This is obviously an interesting (and useful) piece of information to have, and it's been studied extensively under the name "feature selection" (or ranking, etc). There are lots of schemes, many of which are classifier agnostic. That said, the Naive Bayesian classifier is a something of a special case in that this information is directly accessible, in the form of the conditional probabilities.
As you may recall, the classifier uses the probability $P(\textrm{class }| \textbf{ observations})$ to make classifications and, by Bayes Rule, that quantity is proportional to $P(\textbf{observations }| \textrm{ class}) \cdot P(\textrm{class})$. We make one more assumption, namely that $P(\textbf{observations }| \text{class})$ can be approximated by $\prod_i P(\textrm{observation}_i| \textrm{ class})$. (If this is unclear, I previously worked an example that some people seemed to like in this answer).
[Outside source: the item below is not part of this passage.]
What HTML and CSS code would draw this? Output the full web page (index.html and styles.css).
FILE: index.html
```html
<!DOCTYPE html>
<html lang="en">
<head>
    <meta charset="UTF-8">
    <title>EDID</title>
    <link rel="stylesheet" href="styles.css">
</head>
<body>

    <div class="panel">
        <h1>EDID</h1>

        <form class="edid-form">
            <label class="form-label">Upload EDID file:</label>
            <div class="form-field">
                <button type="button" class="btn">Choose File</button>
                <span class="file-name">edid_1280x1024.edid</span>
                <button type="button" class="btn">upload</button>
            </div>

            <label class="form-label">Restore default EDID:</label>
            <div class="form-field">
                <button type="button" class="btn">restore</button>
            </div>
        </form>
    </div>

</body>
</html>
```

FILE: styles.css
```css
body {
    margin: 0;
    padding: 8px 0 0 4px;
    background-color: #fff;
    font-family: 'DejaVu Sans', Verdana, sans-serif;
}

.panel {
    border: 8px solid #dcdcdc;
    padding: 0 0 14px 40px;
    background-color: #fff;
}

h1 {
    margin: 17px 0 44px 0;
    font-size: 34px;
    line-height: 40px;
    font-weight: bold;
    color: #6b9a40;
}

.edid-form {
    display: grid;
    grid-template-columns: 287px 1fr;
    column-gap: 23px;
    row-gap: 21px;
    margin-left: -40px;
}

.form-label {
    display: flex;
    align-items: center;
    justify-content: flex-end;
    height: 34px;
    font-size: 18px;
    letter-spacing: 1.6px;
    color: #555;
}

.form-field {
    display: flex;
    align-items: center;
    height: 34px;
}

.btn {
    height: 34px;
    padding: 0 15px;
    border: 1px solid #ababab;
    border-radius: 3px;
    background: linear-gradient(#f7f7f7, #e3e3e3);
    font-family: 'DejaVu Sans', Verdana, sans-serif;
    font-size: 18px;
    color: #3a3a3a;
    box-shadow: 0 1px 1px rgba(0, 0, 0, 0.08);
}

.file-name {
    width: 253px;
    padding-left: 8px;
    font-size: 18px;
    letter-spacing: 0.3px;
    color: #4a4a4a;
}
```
Those conditional probabilities are exactly what you're after! If they're similar when conditioned on all the classes, then that feature isn't contributing much to the classification; if they're quite different, then it is. Let's look at some of the data from the example linked above. We calculated the following probabilities as part of the training procedure:
- P(feature1=A|class=red)=1
- P(feature1=A|class=green)=1/8
- P(feature1=B|class=red)=0
- P(feature1=B|class=green)=7/8
This suggests that feature1 is very useful for separating the red and green classes. We would less enthralled if we saw some values like this:
- P(feature1=A|class=red)=0.499
- P(feature1=A|class=green)=.501
- P(feature1=B|class=red)=0.501
- P(feature1=B|class=green)=0.499
though obviously it depends on the variability associated with each value. Note that this method can also reveal some potentially interesting things about our data. For example, if we saw something like:
- P(feature1=A|class=red)=0.5
- P(feature1=A|class=green)=0.5
- P(feature1=B|class=red)=0.0
- P(feature1=B|class=green)=1.0
This would tell us that observing 'A' for feature 1 provides a lot of information, but observing 'B' doesn't help. For example, observing a beard is an excellent way to tell a man from a woman, but not observing a beard doesn't help at all. In this case, you'd need to consider how often you observe $A$ overall.
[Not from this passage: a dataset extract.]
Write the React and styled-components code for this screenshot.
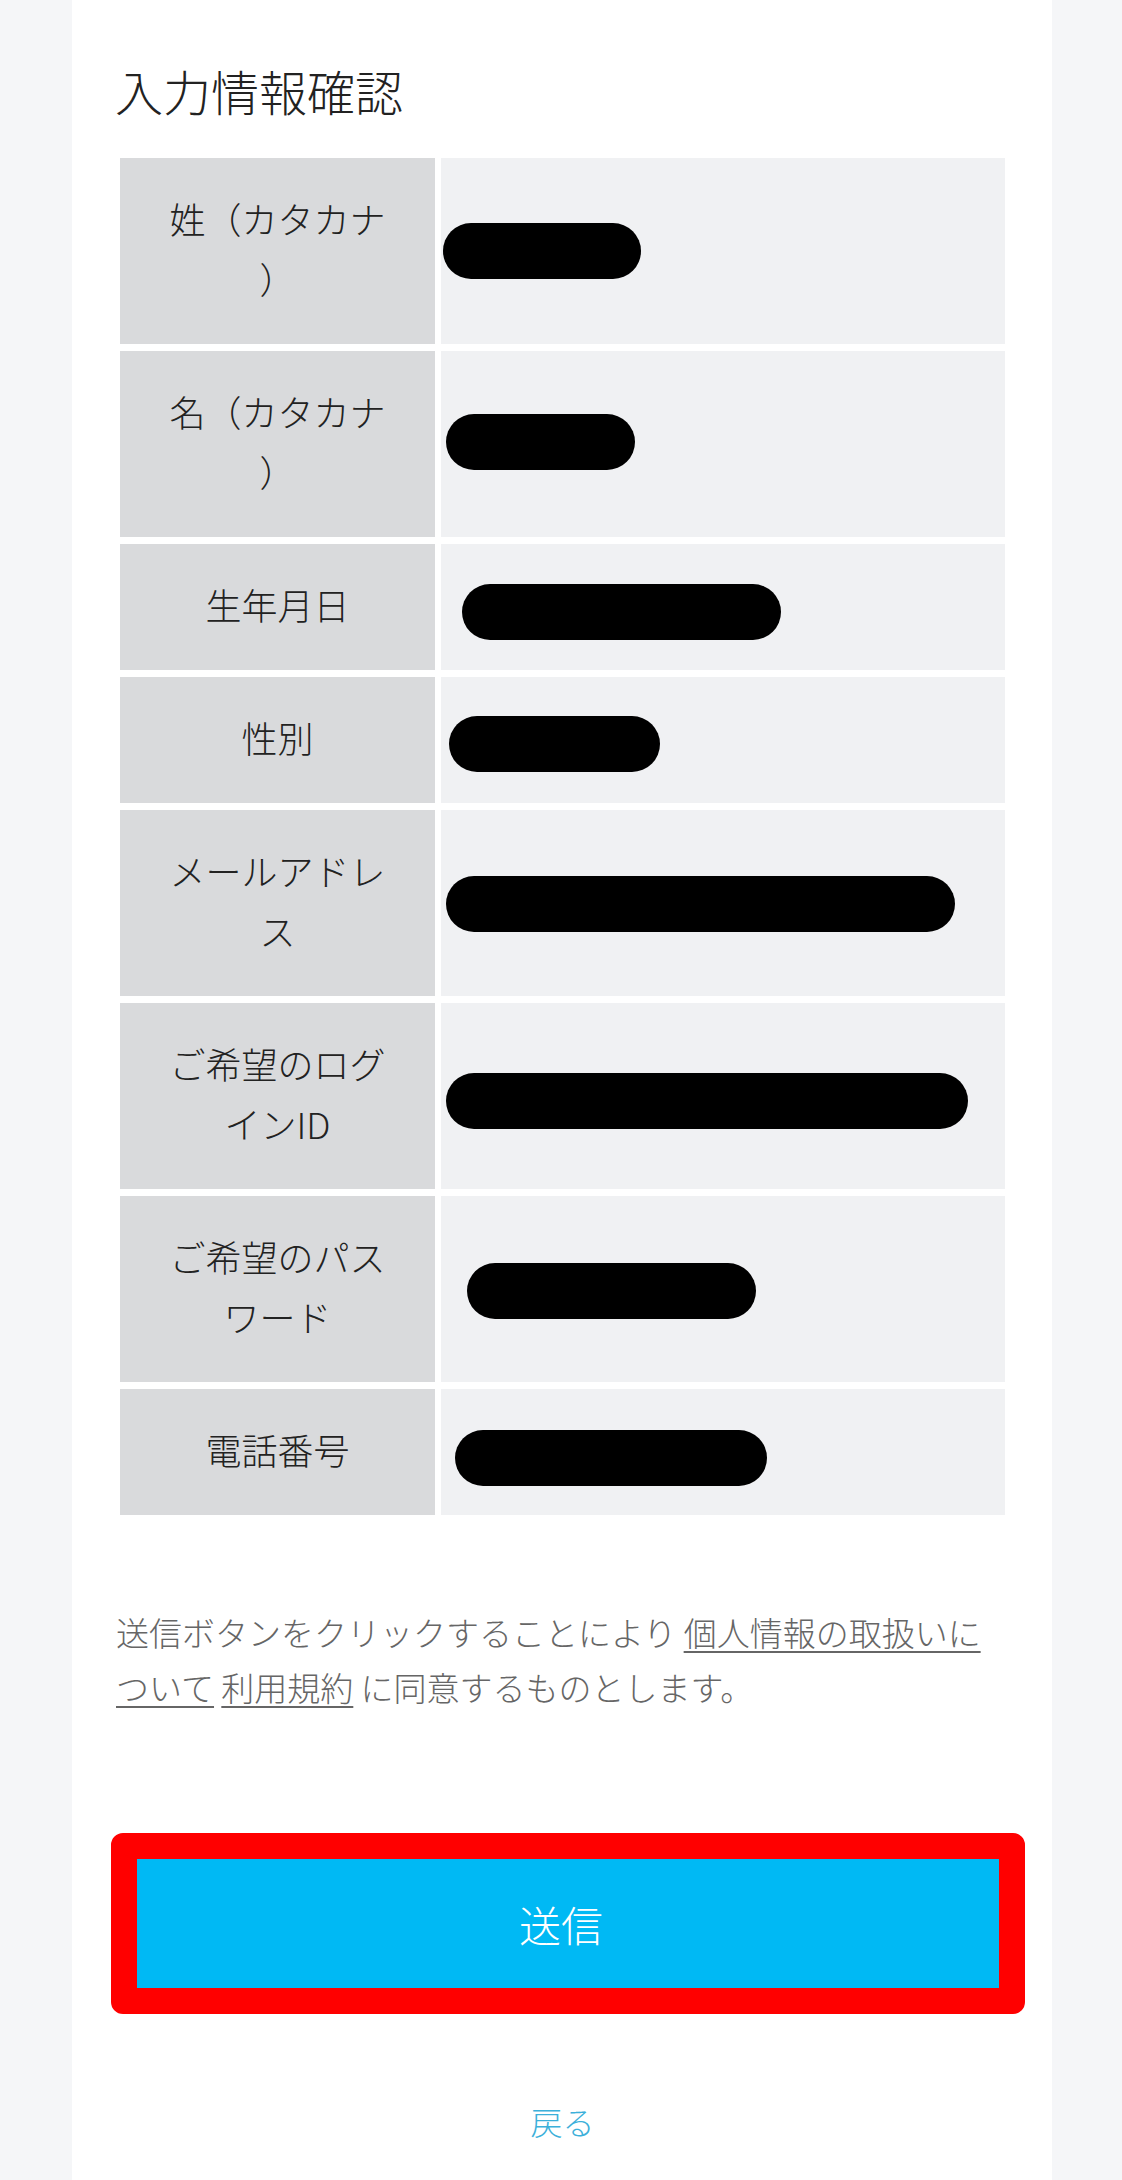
import React from 'react'
import styled, {createGlobalStyle} from 'styled-components'

const GlobalStyle = createGlobalStyle`
    html, body {
        margin: 0;
        padding: 0;
        background: #f5f6f8;
    }
    body {
        font-family: "Noto Sans CJK JP", "Noto Sans", sans-serif;
        font-weight: 300;
        color: #222;
        text-spacing-trim: space-all;
    }
`

const rows = [
    {label: '姓（カタカナ）', offset: 2, width: 198, dy: 0},
    {label: '名（カタカナ）', offset: 5, width: 189, dy: -2},
    {label: '生年月日', offset: 21, width: 319, dy: 5},
    {label: '性別', offset: 8, width: 211, dy: 4},
    {label: 'メールアドレス', offset: 5, width: 509, dy: 1},
    {label: 'ご希望のログインID', offset: 5, width: 522, dy: 5},
    {label: 'ご希望のパスワード', offset: 26, width: 289, dy: 2},
    {label: '電話番号', offset: 14, width: 312, dy: 6},
]

export default function App() {
    return (
        <>
            <GlobalStyle/>
            <Page>
                <Panel>
                    <Title>入力情報確認</Title>
                    <InfoTable>
                        {rows.map(row =>
                            <React.Fragment key={row.label}>
                                <Label>{row.label}</Label>
                                <Value>
                                    <Redacted $offset={row.offset} $w={row.width} $dy={row.dy}/>
                                </Value>
                            </React.Fragment>
                        )}
                    </InfoTable>

                    <Agreement>
                        送信ボタンをクリックすることにより <TextLink href="#">個人情報の取扱いについて</TextLink>{' '}
                        <TextLink href="#">利用規約</TextLink> に同意するものとします。
                    </Agreement>

                    <ButtonFrame>
                        <SubmitButton type="button">送信</SubmitButton>
                    </ButtonFrame>

                    <BackLink href="#">戻る</BackLink>
                </Panel>
            </Page>
        </>
    )
}

const Page = styled.div`
    min-height: 2180px;
    background: #f5f6f8;
    display: flex;
`

const Panel = styled.main`
    width: 980px;
    margin-left: 72px;
    background: #fff;
    padding: 0 47px 0 48px;
    box-sizing: border-box;
    display: flex;
    flex-direction: column;
`

const Title = styled.h1`
    margin: 56px 0 34px -5px;
    font-size: 48px;
    line-height: 68px;
    font-weight: 300;
    color: #222;
`

const InfoTable = styled.div`
    display: grid;
    grid-template-columns: 315px 1fr;
    column-gap: 6px;
    row-gap: 7px;
`

const Label = styled.div`
    background: #d9dadc;
    padding: 30px 40px 36px;
    font-size: 36px;
    line-height: 60px;
    text-align: center;
    color: #222;
    line-break: anywhere;
    text-spacing-trim: space-all;
`

const Value = styled.div`
    background: #f0f1f3;
    display: flex;
    align-items: center;
`

const Redacted = styled.span`
    display: block;
    width: ${p => p.$w}px;
    height: 56px;
    margin-left: ${p => p.$offset}px;
    margin-top: ${p => p.$dy * 2}px;
    border-radius: 28px;
    background: #000;
`

const Agreement = styled.p`
    margin: 90px 0 0 -4px;
    font-size: 33px;
    line-height: 55px;
    color: #666;
`

const TextLink = styled.a`
    color: #666;
    text-decoration: underline;
    text-underline-offset: 5px;
    text-decoration-thickness: 2px;
`

const ButtonFrame = styled.div`
    margin: 118px -20px 0 -9px;
    border: 26px solid #ff0000;
    border-radius: 12px;
    display: flex;
`

const SubmitButton = styled.button`
    flex: 1;
    height: 129px;
    padding: 0 14px 0 0;
    border: none;
    background: #00b9f4;
    color: #fff;
    font-family: "Noto Sans CJK JP", sans-serif;
    font-size: 42px;
    font-weight: 300;
    cursor: pointer;
`

const BackLink = styled.a`
    align-self: center;
    margin-top: 83px;
    font-size: 32px;
    line-height: 48px;
    color: #3cb0da;
    text-decoration: none;
`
The preceding suggestions are all pretty informal. You could attempt to quantify the impact of your variables in several ways. One simple idea would be to use the Kullback-Leibler Divergence. KL Divergence is a simple measurement of the dissimilarity between two probability distributions. It is zero if they're identical and increasingly large as they become more dissimilar. It is dead-simple to compute:
$$D_{KL}(P || Q) = \sum_x \ln \frac{P(x)}{Q(x)}P(i) $$
$$D_{KL}(P || Q) = \int_{-\infty}^{\infty} \ln \frac{P(x)}{Q(x)}P(x)dx$$
(depending on your distributions) and it has some handy information-theoretic properties too. In this case, you'd want to compute $D_{KL}(P(\textrm{feature}_i | \textrm{class = red}) || P(\textrm{feature}_i | \textrm{class = green})$ for each of your $i$ features, rank them, and take the highest-ranking ones. This works, but there are a few caveats. In particular $D_{KL}(P||Q) \ne D_{KL}(Q||P)$, so be careful how you implement this, particularly for multi-class problems. I suppose you could also flip this around and compute the divergence of class labels for given values of a feature, though that might be a little odd unless you have many different class labels.
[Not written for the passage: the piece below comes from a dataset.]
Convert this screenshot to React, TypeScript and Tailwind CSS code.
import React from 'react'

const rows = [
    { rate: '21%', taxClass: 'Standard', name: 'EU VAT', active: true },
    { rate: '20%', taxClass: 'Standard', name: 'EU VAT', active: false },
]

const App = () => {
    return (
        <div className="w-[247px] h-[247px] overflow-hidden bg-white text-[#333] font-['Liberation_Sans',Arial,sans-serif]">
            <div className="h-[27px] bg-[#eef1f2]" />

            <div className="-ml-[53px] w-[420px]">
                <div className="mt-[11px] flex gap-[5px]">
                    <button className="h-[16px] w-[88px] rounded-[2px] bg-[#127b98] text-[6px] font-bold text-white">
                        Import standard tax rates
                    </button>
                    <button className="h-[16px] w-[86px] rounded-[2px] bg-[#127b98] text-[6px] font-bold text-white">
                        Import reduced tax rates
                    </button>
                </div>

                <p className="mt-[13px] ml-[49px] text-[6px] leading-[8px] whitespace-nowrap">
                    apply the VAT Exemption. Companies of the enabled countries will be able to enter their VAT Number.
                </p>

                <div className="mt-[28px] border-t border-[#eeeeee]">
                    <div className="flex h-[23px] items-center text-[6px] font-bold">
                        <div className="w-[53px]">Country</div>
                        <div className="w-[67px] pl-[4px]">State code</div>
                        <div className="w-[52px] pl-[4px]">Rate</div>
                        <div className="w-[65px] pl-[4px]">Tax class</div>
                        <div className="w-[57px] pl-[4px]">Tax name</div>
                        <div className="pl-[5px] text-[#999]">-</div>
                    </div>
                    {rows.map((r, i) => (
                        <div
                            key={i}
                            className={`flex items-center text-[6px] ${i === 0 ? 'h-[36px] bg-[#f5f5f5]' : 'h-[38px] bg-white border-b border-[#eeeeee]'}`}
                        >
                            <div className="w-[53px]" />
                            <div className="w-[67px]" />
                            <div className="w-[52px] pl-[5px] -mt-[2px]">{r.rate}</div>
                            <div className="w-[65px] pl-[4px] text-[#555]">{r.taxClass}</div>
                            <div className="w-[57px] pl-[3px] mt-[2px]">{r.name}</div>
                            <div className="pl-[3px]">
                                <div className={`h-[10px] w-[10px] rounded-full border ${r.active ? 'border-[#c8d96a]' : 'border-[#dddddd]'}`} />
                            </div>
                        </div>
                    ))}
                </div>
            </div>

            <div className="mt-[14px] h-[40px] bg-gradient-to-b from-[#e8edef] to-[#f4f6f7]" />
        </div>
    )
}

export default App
Finally, there are also some other approaches for comparing distributions. You could use something like Kolmogorov–Smirnov (for continuous data) or Chi-Squared test (discrete) to test whether the conditional probabilities are equal. However, keep in mind that statistically insignificant results can still contribute to your classifier's performance, and conversely, significant differences may not have a huge impact if the difference is very small.